▶ _What this task involves_
Repeat the material verbatim. Images are excluded from the copy.

▶ _Source excerpt_
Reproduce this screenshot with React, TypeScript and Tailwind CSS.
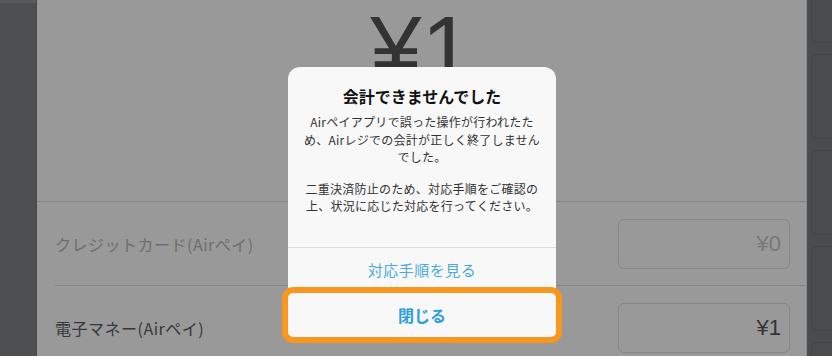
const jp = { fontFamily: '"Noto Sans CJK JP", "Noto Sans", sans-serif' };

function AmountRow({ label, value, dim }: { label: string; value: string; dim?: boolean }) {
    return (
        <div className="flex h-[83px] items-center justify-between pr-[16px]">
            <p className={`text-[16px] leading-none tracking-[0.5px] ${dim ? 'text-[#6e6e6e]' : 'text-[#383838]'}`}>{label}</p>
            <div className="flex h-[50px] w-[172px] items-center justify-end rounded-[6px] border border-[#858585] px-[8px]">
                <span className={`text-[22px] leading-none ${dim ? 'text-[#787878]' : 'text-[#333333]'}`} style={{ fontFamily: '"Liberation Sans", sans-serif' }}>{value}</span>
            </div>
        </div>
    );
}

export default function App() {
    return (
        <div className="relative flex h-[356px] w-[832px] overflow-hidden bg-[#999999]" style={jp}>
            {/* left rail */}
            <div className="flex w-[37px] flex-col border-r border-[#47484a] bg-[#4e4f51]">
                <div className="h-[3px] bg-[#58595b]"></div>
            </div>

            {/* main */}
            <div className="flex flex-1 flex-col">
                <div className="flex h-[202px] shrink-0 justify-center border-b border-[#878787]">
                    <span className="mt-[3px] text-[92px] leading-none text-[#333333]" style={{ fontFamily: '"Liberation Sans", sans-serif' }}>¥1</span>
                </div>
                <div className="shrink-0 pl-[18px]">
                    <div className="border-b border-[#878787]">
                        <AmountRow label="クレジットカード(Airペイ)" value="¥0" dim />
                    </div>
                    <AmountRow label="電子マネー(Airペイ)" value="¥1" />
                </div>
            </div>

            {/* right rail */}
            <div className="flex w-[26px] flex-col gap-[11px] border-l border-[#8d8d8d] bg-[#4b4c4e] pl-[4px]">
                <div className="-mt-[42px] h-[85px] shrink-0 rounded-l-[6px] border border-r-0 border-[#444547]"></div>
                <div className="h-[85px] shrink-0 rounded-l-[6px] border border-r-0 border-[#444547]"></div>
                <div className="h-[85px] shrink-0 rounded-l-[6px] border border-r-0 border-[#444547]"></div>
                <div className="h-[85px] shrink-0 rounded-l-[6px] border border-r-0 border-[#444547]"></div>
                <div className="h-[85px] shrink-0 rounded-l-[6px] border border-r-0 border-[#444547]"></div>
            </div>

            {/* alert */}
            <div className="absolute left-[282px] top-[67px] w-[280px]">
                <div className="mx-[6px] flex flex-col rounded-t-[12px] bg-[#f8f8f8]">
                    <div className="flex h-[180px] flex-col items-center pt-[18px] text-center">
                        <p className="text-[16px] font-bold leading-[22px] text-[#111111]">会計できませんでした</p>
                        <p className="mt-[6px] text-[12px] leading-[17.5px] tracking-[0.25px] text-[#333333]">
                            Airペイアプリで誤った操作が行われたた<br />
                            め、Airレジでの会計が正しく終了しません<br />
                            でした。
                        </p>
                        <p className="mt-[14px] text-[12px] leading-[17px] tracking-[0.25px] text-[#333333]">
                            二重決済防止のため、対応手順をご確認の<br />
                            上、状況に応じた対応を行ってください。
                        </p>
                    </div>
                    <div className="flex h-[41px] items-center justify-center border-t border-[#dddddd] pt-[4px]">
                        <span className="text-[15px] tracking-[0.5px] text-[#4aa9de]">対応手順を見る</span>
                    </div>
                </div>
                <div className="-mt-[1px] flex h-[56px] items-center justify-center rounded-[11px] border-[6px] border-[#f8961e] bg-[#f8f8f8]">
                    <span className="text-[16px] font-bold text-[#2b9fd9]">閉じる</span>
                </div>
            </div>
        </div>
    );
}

▶ _Completed exercise_
Reproduce this screenshot with React, TypeScript and Tailwind CSS.
const jp = { fontFamily: '"Noto Sans CJK JP", "Noto Sans", sans-serif' };

function AmountRow({ label, value, dim }: { label: string; value: string; dim?: boolean }) {
    return (
        <div className="flex h-[83px] items-center justify-between pr-[16px]">
            <p className={`text-[16px] leading-none tracking-[0.5px] ${dim ? 'text-[#6e6e6e]' : 'text-[#383838]'}`}>{label}</p>
            <div className="flex h-[50px] w-[172px] items-center justify-end rounded-[6px] border border-[#858585] px-[8px]">
                <span className={`text-[22px] leading-none ${dim ? 'text-[#787878]' : 'text-[#333333]'}`} style={{ fontFamily: '"Liberation Sans", sans-serif' }}>{value}</span>
            </div>
        </div>
    );
}

export default function App() {
    return (
        <div className="relative flex h-[356px] w-[832px] overflow-hidden bg-[#999999]" style={jp}>
            {/* left rail */}
            <div className="flex w-[37px] flex-col border-r border-[#47484a] bg-[#4e4f51]">
                <div className="h-[3px] bg-[#58595b]"></div>
            </div>

            {/* main */}
            <div className="flex flex-1 flex-col">
                <div className="flex h-[202px] shrink-0 justify-center border-b border-[#878787]">
                    <span className="mt-[3px] text-[92px] leading-none text-[#333333]" style={{ fontFamily: '"Liberation Sans", sans-serif' }}>¥1</span>
                </div>
                <div className="shrink-0 pl-[18px]">
                    <div className="border-b border-[#878787]">
                        <AmountRow label="クレジットカード(Airペイ)" value="¥0" dim />
                    </div>
                    <AmountRow label="電子マネー(Airペイ)" value="¥1" />
                </div>
            </div>

            {/* right rail */}
            <div className="flex w-[26px] flex-col gap-[11px] border-l border-[#8d8d8d] bg-[#4b4c4e] pl-[4px]">
                <div className="-mt-[42px] h-[85px] shrink-0 rounded-l-[6px] border border-r-0 border-[#444547]"></div>
                <div className="h-[85px] shrink-0 rounded-l-[6px] border border-r-0 border-[#444547]"></div>
                <div className="h-[85px] shrink-0 rounded-l-[6px] border border-r-0 border-[#444547]"></div>
                <div className="h-[85px] shrink-0 rounded-l-[6px] border border-r-0 border-[#444547]"></div>
                <div className="h-[85px] shrink-0 rounded-l-[6px] border border-r-0 border-[#444547]"></div>
            </div>

            {/* alert */}
            <div className="absolute left-[282px] top-[67px] w-[280px]">
                <div className="mx-[6px] flex flex-col rounded-t-[12px] bg-[#f8f8f8]">
                    <div className="flex h-[180px] flex-col items-center pt-[18px] text-center">
                        <p className="text-[16px] font-bold leading-[22px] text-[#111111]">会計できませんでした</p>
                        <p className="mt-[6px] text-[12px] leading-[17.5px] tracking-[0.25px] text-[#333333]">
                            Airペイアプリで誤った操作が行われたた<br />
                            め、Airレジでの会計が正しく終了しません<br />
                            でした。
                        </p>
                        <p className="mt-[14px] text-[12px] leading-[17px] tracking-[0.25px] text-[#333333]">
                            二重決済防止のため、対応手順をご確認の<br />
                            上、状況に応じた対応を行ってください。
                        </p>
                    </div>
                    <div className="flex h-[41px] items-center justify-center border-t border-[#dddddd] pt-[4px]">
                        <span className="text-[15px] tracking-[0.5px] text-[#4aa9de]">対応手順を見る</span>
                    </div>
                </div>
                <div className="-mt-[1px] flex h-[56px] items-center justify-center rounded-[11px] border-[6px] border-[#f8961e] bg-[#f8f8f8]">
                    <span className="text-[16px] font-bold text-[#2b9fd9]">閉じる</span>
                </div>
            </div>
        </div>
    );
}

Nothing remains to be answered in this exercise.